Why all the defensiveness? Because for the first time, “Idol,” which returns to Fox on Wednesday, is following two similar hits. The question of audience burnout rings as loud as Steven Tyler’s wardrobe.


Not that “The X Factor” or “The Voice” have matched the juggernaut’s numbers. Each averaged 12 million viewers in their debut runs — half as many as “Idol” pulls. But “X Factor” is this season’s No. 1 new unscripted series, while “The Voice” was tops among rookie programs last year among 18- to 49-year-olds and will launch its second season on NBC directly after the Super Bowl on Feb. 5.


Executives do their best to ignore the fact that England’s “Pop Idol,” the show that started it all in 2001, was canceled after just two seasons because of “The X Factor’s” popularity.


“When ‘Idol’ started, there was only one of its kind, and the truth is now there’s a lot of these shows,” said “Idol” producer Cecile Frot-Coutaz. “But in the end, competition is good. It means you have to raise your game.”


Fox Entertainment president Kevin Reilly is doing his part by trying to lower expectations, predicting that “Idol’s” ratings will drop this season. In fact, viewership has been eroding for more than five years.


“We’ve done the statistics before on how ‘Idol’ could go down double-digits for the rest of its life cycle and still remain the No. 1 show on television,” he said. “There have been too many ‘Idol’ (obituaries) filed prematurely. We’ve got to real­ly see where that ends.”


If the “Idol” team has some perspiration above its lips, then “The Voice” gang must be drowning in sweat.
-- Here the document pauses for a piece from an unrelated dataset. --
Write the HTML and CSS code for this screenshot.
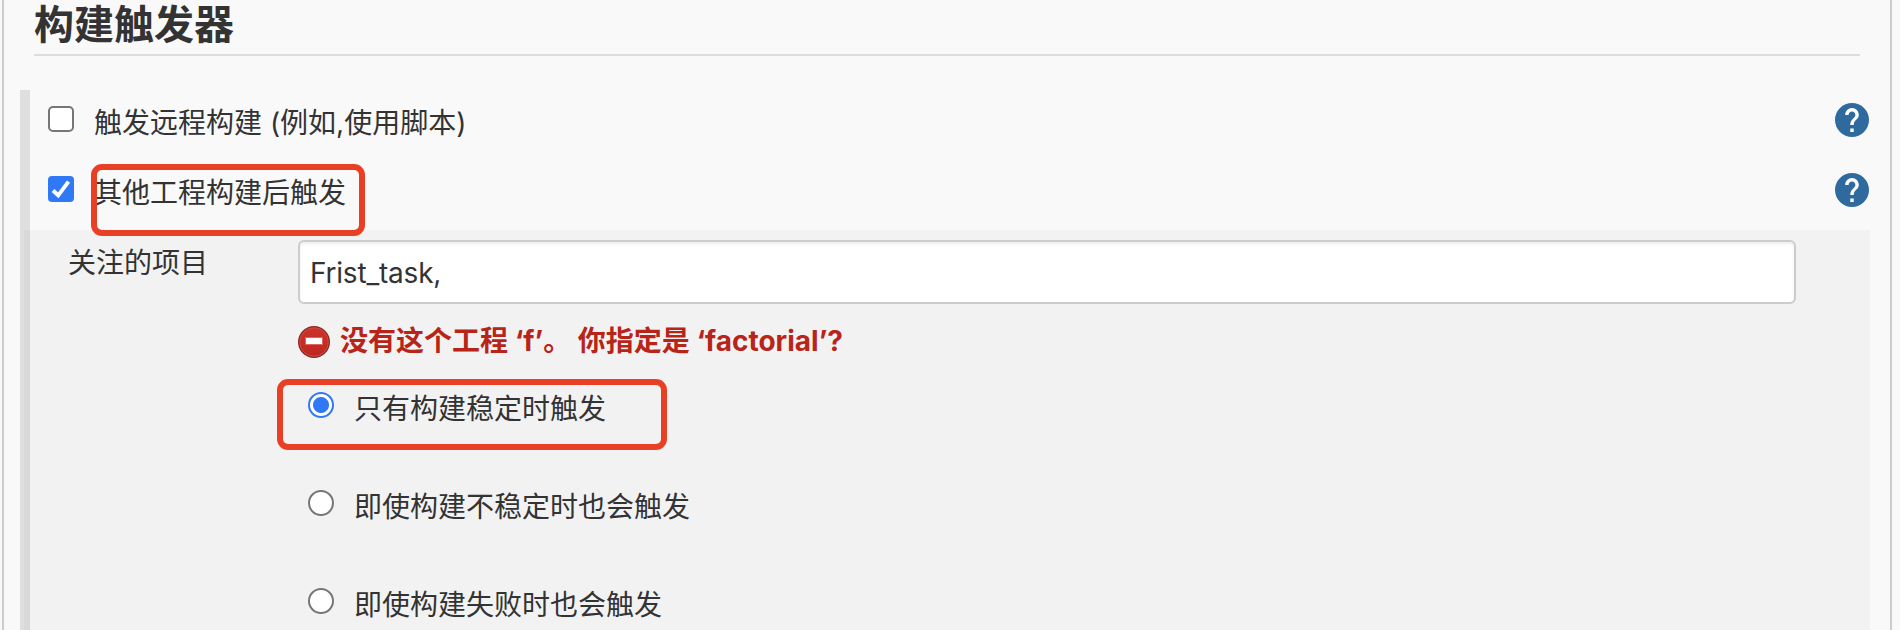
FILE: index.html
```html
<!DOCTYPE html>
<html lang="zh-CN">
<head>
<meta charset="utf-8">
<title>构建触发器</title>
<link rel="stylesheet" href="styles.css">
</head>
<body>
<svg class="defs" aria-hidden="true">
  <symbol id="help" viewBox="2 2 20 20">
    <circle cx="12" cy="12" r="10" fill="#2f6a9f"/>
    <path fill="#fff" d="M13 19h-2v-2h2v2zm2.07-7.75-.9.92C13.450 12.900 13 13.500 13 15h-2v-.5c0-1.100.45-2.100 1.170-2.830l1.240-1.260c.37-.36.59-.86.59-1.410 0-1.100-.9-2-2-2s-2 .9-2 2H8c0-2.210 1.790-4 4-4s4 1.790 4 4c0 .88-.36 1.680-.93 2.250z"/>
  </symbol>
</svg>
<main class="panel">
  <h1 class="title"><span class="label">构建触发器</span></h1>
  <div class="triggers">
    <div class="row">
      <span class="checkbox"></span>
      <span class="label">触发远程构建 (例如,使用脚本)</span>
      <svg class="help"><use href="#help"/></svg>
    </div>
    <div class="row">
      <span class="checkbox checked"><svg viewBox="0 0 26 26"><path d="M5 14.500 10.200 19.300 20.500 5.600" fill="none" stroke="#fff" stroke-width="3.900"/></svg></span>
      <span class="label">其他工程构建后触发</span>
      <svg class="help"><use href="#help"/></svg>
      <span class="mark mark-row"></span>
    </div>
    <div class="nested">
      <div class="setting">关注的项目</div>
      <div class="fields">
        <div class="input">Frist_task,</div>
        <div class="error">
          <svg class="error-icon" viewBox="0 0 32 32">
            <defs><linearGradient id="red" x1="0" y1="0" x2="0" y2="1"><stop offset="0" stop-color="#cf332b"/><stop offset="1" stop-color="#bd261f"/></linearGradient></defs>
            <circle cx="16" cy="16" r="16" fill="#8d2a27"/>
            <circle cx="16" cy="16" r="14.300" fill="url(#red)" stroke="#cc4b45" stroke-width="1"/>
            <path d="M7 11h18v8H7z" fill="#d9655f"/>
            <path d="M8 12h16v6H8z" fill="#fff"/>
          </svg>
          <span class="message">没有这个工程 ‘f’。 你指定是 ‘factorial’?</span>
        </div>
        <div class="option">
          <span class="radio on"></span><span class="label">只有构建稳定时触发</span>
          <span class="mark mark-option"></span>
        </div>
        <div class="option"><span class="radio"></span><span class="label">即使构建不稳定时也会触发</span></div>
        <div class="option"><span class="radio"></span><span class="label">即使构建失败时也会触发</span></div>
      </div>
    </div>
  </div>
</main>
</body>
</html>
```
FILE: styles.css
```css
* { box-sizing: border-box; }
body {
  margin: 0;
  height: 630px;
  overflow: hidden;
  background: #f9f9f9;
  color: #333;
  font: 28px/40px Inter, "Noto Sans CJK SC", sans-serif;
}
.defs { position: absolute; width: 0; height: 0; }
.panel {
  height: 630px;
  margin: 0 8px 0 2px;
  padding-left: 16px;
  padding-right: 20px;
  border: solid #ccc;
  border-width: 0 2px;
  overflow: hidden;
}
.title {
  height: 56px;
  margin: 0 10px 34px 14px;
  border-bottom: 2px solid #ddd;
  font-size: 40px;
  line-height: 50px;
  font-weight: 700;
}
.triggers {
  height: 540px;
  border-left: 10px solid #dfdfdf;
}
.row {
  position: relative;
  display: flex;
  align-items: flex-start;
  height: 70px;
  padding: 13px 1px 0 18px;
}
.row .label { margin: 0 0 0 20px; }
.help { width: 34px; height: 34px; margin-left: auto; }
.checkbox {
  width: 26px;
  height: 26px;
  margin-top: 3px;
  border: 2px solid #767676;
  border-radius: 5px;
  background: #fff;
}
.checkbox.checked { border: 0; border-radius: 4px; background: #3079f6; }
.checkbox svg { display: block; width: 26px; height: 26px; }
.nested {
  display: flex;
  height: 400px;
  margin-left: -6px;
  padding-top: 10px;
  border-left: 6px solid #d9d9d9;
  background: #f2f2f2;
}
.setting { width: 268px; padding-left: 38px; margin-top: 3px; }
.fields { width: 1498px; }
.input {
  height: 64px;
  padding: 11px 10px 9px;
  border: 2px solid #ccc;
  border-radius: 6px;
  background: #fff;
  box-shadow: inset 0 2px 3px rgba(0, 0, 0, .07);
  letter-spacing: -.2px;
}
.error {
  display: flex;
  align-items: center;
  gap: 10px;
  height: 32px;
  margin: 22px 0 24px;
  color: #b92419;
  font-weight: 700;
  white-space: nowrap;
}
.error-icon { width: 32px; height: 32px; }
.message { padding-bottom: 2px; }
.option {
  position: relative;
  display: flex;
  align-items: flex-start;
  height: 98px;
  padding: 5px 0 0 10px;
}
.option .label { margin: 2px 0 0 20px; }
.radio {
  width: 26px;
  height: 26px;
  margin-top: 5px;
  border: 2px solid #767676;
  border-radius: 50%;
  background: #fff;
}
.radio.on {
  border-color: #3079f6;
  background: radial-gradient(circle, #3079f6 7.500px, #fff 8.500px);
}
.mark {
  position: absolute;
  border: 6px solid #e94025;
  border-radius: 11px;
}
.mark-row { left: 61px; top: 4px; width: 274px; height: 72px; z-index: 1; }
.mark-option { left: -21px; top: -3px; width: 390px; height: 71px; }
```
The show got off to a rocket start, hailed as innovative and fun, particularly for the twist in which judges couldn’t see the auditioning singers. But once that quirk disappeared, the show settled into a creative rut. Its season finale, which should have drawn peak numbers, attracted fewer viewers than the show’s season average.


This time around, “The Voice” will try to keep viewers hooked all the way to the end by recruiting Alanis Morissette, Lionel Richie and even former “Idol” winner Kelly Clarkson as celebrity mentors.
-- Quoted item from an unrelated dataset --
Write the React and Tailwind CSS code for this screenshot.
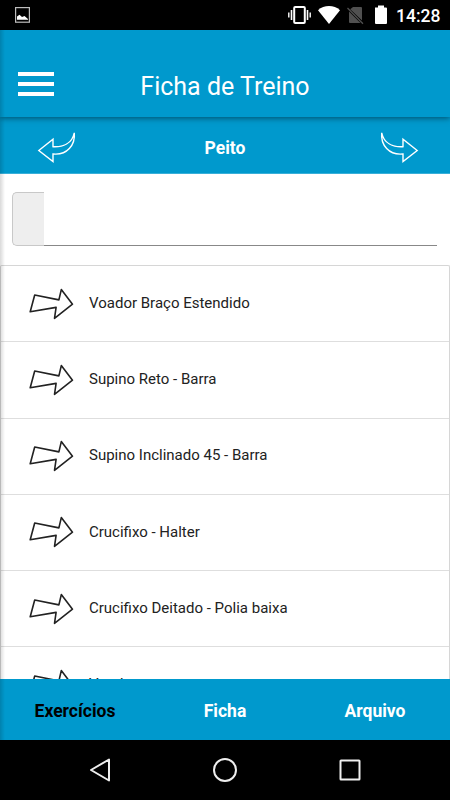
import React from 'react';

const exercises = [
    'Voador Braço Estendido',
    'Supino Reto - Barra',
    'Supino Inclinado 45 - Barra',
    'Crucifixo - Halter',
    'Crucifixo Deitado - Polia baixa',
    'Voador',
];

const tabs = ['Exercícios', 'Ficha', 'Arquivo'];

const StatusBar = () => (
    <div className="h-[30px] shrink-0 bg-black flex items-center justify-between pl-[15px] pr-[10px]">
        <svg width="15" height="16" viewBox="0 0 15 16">
            <rect x="0.6" y="0.6" width="13.8" height="14.6" fill="none" stroke="#bdbdbd" strokeWidth="1.2" />
            <path d="M2 12.8V9.5L4.5 7.8L7 10L9.5 9L13 12V12.8Z" fill="#fff" />
        </svg>
        <div className="flex items-center">
            <svg width="100" height="20" viewBox="288 5 100 20">
                <rect x="294.2" y="7" width="10.6" height="16" rx="1" fill="none" stroke="#fff" strokeWidth="2" />
                <path d="M291.5 10V20M307.5 10V20" stroke="#fff" strokeWidth="1.6" />
                <path d="M288.8 12.5V17.5M310.2 12.5V17.5" stroke="#fff" strokeWidth="1.4" />
                <path d="M318 10.2C324 4.6 334 4.6 340 10.2L329 24Z" fill="#fff" />
                <path d="M353 7H361Q362 7 362 8V20.6L350.2 9.2ZM349 11.5L360.5 23H350Q349 23 349 22Z" fill="#505050" />
                <path d="M347.5 8L363 23.8" stroke="#505050" strokeWidth="1.3" />
                <path d="M375 7.5H378V5.5H384V7.5H386Q387 7.5 387 8.5V23Q387 24 386 24H376Q375 24 375 23Z" fill="#fff" />
            </svg>
            <span className="ml-2 w-[44px] text-white text-[17.5px] leading-[20px] font-medium translate-y-px">14:28</span>
        </div>
    </div>
);

const CurvedArrow = ({ flipped }) => (
    <svg width="40" height="34" viewBox="0 0 40 34" className={flipped ? 'mt-[7px] -scale-x-100' : 'mt-[7px]'}>
        <path
            d="M1.8 18.5L16 7.3V14.7C26 15.2 35 11.5 37.3 .8C38.5 13 30 23.5 16 22V29.6Z"
            fill="none"
            stroke="#fff"
            strokeWidth="1.4"
        />
    </svg>
);

const RowArrow = () => (
    <svg width="46" height="34" viewBox="0 0 46 34" className="shrink-0">
        <path
            d="M1.2 24.8L5.7 8L29.9 12.9L32.3 2.6L43.5 17.2L25.5 31.3L27.1 20.4Z"
            fill="#fff"
            stroke="#222"
            strokeWidth="1.6"
            strokeLinejoin="round"
        />
    </svg>
);

const Header = () => (
    <header className="relative z-10 h-[87px] shrink-0 bg-[#0099cd] flex items-center pl-[18px] shadow-[0_1px_6px_rgba(0,0,0,0.5)]">
        <div className="w-9 flex flex-col gap-[6px] pt-[21px]">
            <div className="h-1 bg-white" />
            <div className="h-1 bg-white" />
            <div className="h-1 bg-white" />
        </div>
        <h1 className="flex-1 pt-[27px] pr-[54px] text-center text-[25px] leading-[30px] text-white">Ficha de Treino</h1>
    </header>
);

const App = () => {
    return (
        <div className="w-[450px] h-[800px] flex flex-col overflow-hidden bg-white font-['Roboto','Liberation_Sans',sans-serif]">
            <StatusBar />
            <main className="relative h-[710px] flex flex-col overflow-hidden">
                <Header />

                <div className="h-[57px] shrink-0 bg-[#0099cd] border-b border-[#39afd8] flex items-center justify-between pl-[37px] pr-[31px]">
                    <CurvedArrow />
                    <span className="pt-[6px] pr-[6px] text-white text-[17.5px] font-bold">Peito</span>
                    <CurvedArrow flipped />
                </div>

                <div className="h-[91px] shrink-0 pt-[18px] pl-3 pr-[13px]">
                    <div className="h-[54px] flex">
                        <div className="w-8 bg-[#eee] border border-r-0 border-[#c8c8c8] rounded-l-[5px]" />
                        <div className="flex-1 border-b border-[#888]" />
                    </div>
                </div>

                <ul className="flex-1 min-h-0 overflow-hidden border border-b-0 border-[#d6d6d6] rounded-t-[2px]">
                    {exercises.map(name => (
                        <li key={name} className="h-[76.25px] flex items-center gap-[14px] pl-7 border-b border-[#dedede]">
                            <RowArrow />
                            <span className="pb-px text-[15px] text-[#222]">{name}</span>
                        </li>
                    ))}
                </ul>

                <nav className="h-[61px] shrink-0 bg-[#0099cd] grid grid-cols-3 items-center pt-[3px]">
                    {tabs.map((tab, i) => (
                        <span key={tab} className={`text-center text-[17.5px] font-bold ${i === 0 ? 'text-black' : 'text-white'}`}>
                            {tab}
                        </span>
                    ))}
                </nav>

                {/* drawer edge shadow */}
                <div className="absolute z-20 left-0 inset-y-0 w-[5px] bg-linear-to-r from-black/15 to-transparent" />
            </main>
            <div className="h-[60px] shrink-0 bg-black grid grid-cols-3 place-items-center">
                <svg width="24" height="26" viewBox="0 0 24 26" className="translate-x-[25px]">
                    <path d="M21 2.5V23.5L3 13Z" fill="none" stroke="#eee" strokeWidth="2" strokeLinejoin="round" />
                </svg>
                <svg width="26" height="26" viewBox="0 0 26 26">
                    <circle cx="13" cy="13" r="11" fill="none" stroke="#eee" strokeWidth="2" />
                </svg>
                <svg width="24" height="24" viewBox="0 0 24 24" className="-translate-x-[25px]">
                    <rect x="2.5" y="2.5" width="19" height="19" rx="0.5" fill="none" stroke="#eee" strokeWidth="2" />
                </svg>
            </div>
        </div>
    );
};

export default App;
The judges will also continue to stress that they’re a heck of a lot nicer than that grumpy Simon Cowell.


“We all told him (executive producer Mark Burnett) that we’re not signing up for this show if it’s about ridiculing someone or poking fun at their inability to sing or lack of talent,” said judge Christina Aguilera. “That’s not in support of the business. It’s not in support of anything we do as artists, and we wouldn’t be a part of that.”


Burnett refuses to predict how all the shows will do in the ratings, but said he believes “The Voice” sticks out because it doesn’t spotlight novelty acts — aka the pants-on-the-ground guy.


“We replaced the idea of finding people who really cannot sing and know they can’t sing and making a mockery of that,” he said. “That was the hook on some other shows, and this show got rid of that completely. The coaches are only going to see good people or great people.”


“Idol” producer Warwick isn’t about to stop inviting contestants like the “pants on the ground” guy. In fact, he insists he’s not looking much at any of the competition.


“This is an express train,” he said. “Once you get on this, it’s two shows a week, sometimes three, for four months. If you take time to sit down and say, ‘Hmmm, I wonder what they’re doing on the other side? Let’s have a look,’ you’re lost.”


In other words, everyone involved on these shows will continue to swear publicly that they’re not worried, while privately losing sleep at night.